| What to work on |
Take each line that has the word "React" and return it.

| Supplied data |
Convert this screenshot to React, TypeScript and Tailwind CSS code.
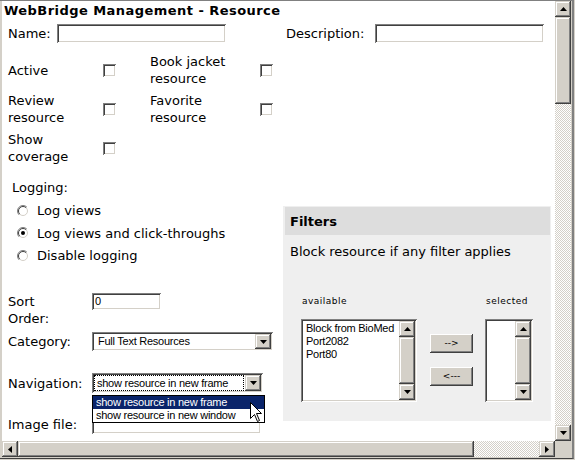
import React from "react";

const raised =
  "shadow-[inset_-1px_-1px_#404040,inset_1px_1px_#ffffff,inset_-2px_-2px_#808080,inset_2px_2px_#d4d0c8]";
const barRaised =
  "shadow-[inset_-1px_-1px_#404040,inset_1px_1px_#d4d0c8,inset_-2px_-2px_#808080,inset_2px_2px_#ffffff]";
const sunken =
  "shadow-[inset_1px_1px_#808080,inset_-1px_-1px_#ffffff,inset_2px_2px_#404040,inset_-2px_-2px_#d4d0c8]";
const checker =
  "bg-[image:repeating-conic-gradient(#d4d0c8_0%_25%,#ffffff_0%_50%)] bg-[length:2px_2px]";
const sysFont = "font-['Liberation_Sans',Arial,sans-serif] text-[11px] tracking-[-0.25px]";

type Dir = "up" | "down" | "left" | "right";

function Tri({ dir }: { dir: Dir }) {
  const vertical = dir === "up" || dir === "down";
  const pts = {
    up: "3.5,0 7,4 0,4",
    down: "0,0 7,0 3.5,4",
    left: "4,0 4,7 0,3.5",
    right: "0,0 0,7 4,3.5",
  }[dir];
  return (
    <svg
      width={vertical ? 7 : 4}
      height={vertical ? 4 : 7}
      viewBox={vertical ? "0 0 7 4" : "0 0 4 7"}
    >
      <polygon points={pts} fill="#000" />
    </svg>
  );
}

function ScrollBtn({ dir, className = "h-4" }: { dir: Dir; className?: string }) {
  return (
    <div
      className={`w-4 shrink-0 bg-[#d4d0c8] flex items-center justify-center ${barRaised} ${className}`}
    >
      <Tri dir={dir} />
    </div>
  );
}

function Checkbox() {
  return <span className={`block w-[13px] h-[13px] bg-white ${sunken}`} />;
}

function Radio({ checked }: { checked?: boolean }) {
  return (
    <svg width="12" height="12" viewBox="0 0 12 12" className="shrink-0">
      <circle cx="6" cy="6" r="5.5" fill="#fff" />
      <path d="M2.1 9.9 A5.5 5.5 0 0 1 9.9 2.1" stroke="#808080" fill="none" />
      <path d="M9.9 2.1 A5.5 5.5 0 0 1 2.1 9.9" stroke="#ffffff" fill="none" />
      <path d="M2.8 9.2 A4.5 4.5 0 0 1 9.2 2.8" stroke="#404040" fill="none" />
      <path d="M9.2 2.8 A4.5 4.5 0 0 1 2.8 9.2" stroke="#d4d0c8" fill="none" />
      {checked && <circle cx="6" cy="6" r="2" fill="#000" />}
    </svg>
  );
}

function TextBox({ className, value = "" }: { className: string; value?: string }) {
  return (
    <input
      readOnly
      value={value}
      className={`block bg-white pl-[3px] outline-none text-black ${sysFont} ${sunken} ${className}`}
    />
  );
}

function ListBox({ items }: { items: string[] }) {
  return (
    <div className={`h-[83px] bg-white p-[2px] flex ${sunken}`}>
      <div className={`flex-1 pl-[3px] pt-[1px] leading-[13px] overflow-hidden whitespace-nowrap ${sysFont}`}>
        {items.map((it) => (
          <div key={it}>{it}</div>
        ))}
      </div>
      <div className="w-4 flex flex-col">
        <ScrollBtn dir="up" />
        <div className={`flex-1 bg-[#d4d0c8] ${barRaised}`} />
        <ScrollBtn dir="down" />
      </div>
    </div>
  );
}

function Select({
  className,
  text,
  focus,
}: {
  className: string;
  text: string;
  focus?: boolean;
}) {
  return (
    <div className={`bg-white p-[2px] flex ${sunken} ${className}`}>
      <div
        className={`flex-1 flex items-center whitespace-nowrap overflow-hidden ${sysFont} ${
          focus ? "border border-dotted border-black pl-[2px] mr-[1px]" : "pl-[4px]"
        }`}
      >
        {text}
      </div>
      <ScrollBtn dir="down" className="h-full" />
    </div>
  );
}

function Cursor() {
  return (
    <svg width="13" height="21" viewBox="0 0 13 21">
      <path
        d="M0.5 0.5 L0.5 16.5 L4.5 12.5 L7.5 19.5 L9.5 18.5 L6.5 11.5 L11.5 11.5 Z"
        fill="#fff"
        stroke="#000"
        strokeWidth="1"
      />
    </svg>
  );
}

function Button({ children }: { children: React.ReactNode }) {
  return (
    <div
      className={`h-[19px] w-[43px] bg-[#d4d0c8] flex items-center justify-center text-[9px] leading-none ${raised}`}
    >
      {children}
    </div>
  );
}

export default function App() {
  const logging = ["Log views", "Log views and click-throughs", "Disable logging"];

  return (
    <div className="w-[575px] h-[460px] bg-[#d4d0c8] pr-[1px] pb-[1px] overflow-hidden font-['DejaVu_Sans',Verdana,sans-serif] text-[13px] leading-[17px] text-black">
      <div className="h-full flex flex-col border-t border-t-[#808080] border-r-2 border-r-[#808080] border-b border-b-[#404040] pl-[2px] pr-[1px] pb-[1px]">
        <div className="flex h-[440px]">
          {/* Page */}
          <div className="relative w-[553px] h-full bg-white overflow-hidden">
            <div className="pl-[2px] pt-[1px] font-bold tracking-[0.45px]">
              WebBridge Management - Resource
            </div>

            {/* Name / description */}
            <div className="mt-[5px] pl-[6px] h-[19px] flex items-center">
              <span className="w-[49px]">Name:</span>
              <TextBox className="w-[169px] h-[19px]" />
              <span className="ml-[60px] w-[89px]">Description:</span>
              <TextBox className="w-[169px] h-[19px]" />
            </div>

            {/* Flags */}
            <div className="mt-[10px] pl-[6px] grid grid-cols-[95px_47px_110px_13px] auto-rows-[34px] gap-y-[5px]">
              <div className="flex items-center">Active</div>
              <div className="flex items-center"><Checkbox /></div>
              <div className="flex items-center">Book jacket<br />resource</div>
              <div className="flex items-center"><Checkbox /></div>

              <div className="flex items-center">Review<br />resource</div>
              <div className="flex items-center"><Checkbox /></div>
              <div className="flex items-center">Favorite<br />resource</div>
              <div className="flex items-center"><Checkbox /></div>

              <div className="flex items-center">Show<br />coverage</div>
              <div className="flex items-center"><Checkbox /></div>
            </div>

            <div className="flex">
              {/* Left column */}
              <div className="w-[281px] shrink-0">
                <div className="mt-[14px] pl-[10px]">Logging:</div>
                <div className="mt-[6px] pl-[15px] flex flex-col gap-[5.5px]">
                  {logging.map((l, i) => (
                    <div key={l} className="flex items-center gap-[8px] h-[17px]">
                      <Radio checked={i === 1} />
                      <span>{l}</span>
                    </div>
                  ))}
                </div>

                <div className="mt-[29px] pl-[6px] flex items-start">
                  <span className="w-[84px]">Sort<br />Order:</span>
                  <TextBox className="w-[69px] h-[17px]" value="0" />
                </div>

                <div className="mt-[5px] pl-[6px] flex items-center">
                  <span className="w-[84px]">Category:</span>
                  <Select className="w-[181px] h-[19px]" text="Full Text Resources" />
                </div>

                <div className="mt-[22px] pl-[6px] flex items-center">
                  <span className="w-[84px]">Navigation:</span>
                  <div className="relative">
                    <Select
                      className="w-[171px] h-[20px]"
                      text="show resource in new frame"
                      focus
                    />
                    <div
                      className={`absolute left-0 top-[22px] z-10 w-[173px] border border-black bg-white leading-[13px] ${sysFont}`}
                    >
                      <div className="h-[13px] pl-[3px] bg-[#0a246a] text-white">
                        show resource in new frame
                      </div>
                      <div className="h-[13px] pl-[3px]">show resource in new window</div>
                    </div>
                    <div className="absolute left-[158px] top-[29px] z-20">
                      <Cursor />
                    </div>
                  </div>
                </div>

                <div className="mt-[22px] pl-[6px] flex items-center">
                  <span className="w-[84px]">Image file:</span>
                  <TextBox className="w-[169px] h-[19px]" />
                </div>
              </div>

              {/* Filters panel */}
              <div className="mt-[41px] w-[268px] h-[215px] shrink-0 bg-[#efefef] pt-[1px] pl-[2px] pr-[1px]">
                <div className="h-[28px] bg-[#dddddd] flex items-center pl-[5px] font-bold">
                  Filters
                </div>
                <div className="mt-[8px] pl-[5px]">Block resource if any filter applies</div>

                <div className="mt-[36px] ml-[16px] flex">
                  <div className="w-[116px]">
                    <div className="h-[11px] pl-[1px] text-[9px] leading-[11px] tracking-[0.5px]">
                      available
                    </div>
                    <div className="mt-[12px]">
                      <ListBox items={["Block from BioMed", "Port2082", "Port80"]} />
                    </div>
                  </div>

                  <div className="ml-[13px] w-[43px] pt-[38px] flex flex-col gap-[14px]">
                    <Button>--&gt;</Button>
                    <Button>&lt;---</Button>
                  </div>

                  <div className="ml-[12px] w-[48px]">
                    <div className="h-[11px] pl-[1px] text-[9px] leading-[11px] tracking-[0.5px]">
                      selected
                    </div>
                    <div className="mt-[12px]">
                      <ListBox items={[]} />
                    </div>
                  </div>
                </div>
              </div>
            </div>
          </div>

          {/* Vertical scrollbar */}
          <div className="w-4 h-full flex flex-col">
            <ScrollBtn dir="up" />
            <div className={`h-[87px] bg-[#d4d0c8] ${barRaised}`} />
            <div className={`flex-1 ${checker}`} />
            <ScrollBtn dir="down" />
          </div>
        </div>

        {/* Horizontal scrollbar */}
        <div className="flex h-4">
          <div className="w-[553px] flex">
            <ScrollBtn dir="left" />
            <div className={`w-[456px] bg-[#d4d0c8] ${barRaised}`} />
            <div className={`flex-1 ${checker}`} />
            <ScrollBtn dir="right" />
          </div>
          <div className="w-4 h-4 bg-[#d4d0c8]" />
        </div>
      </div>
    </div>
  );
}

| Response below |
Convert this screenshot to React, TypeScript and Tailwind CSS code.
import React from "react";
function Button({ children }: { children: React.ReactNode }) {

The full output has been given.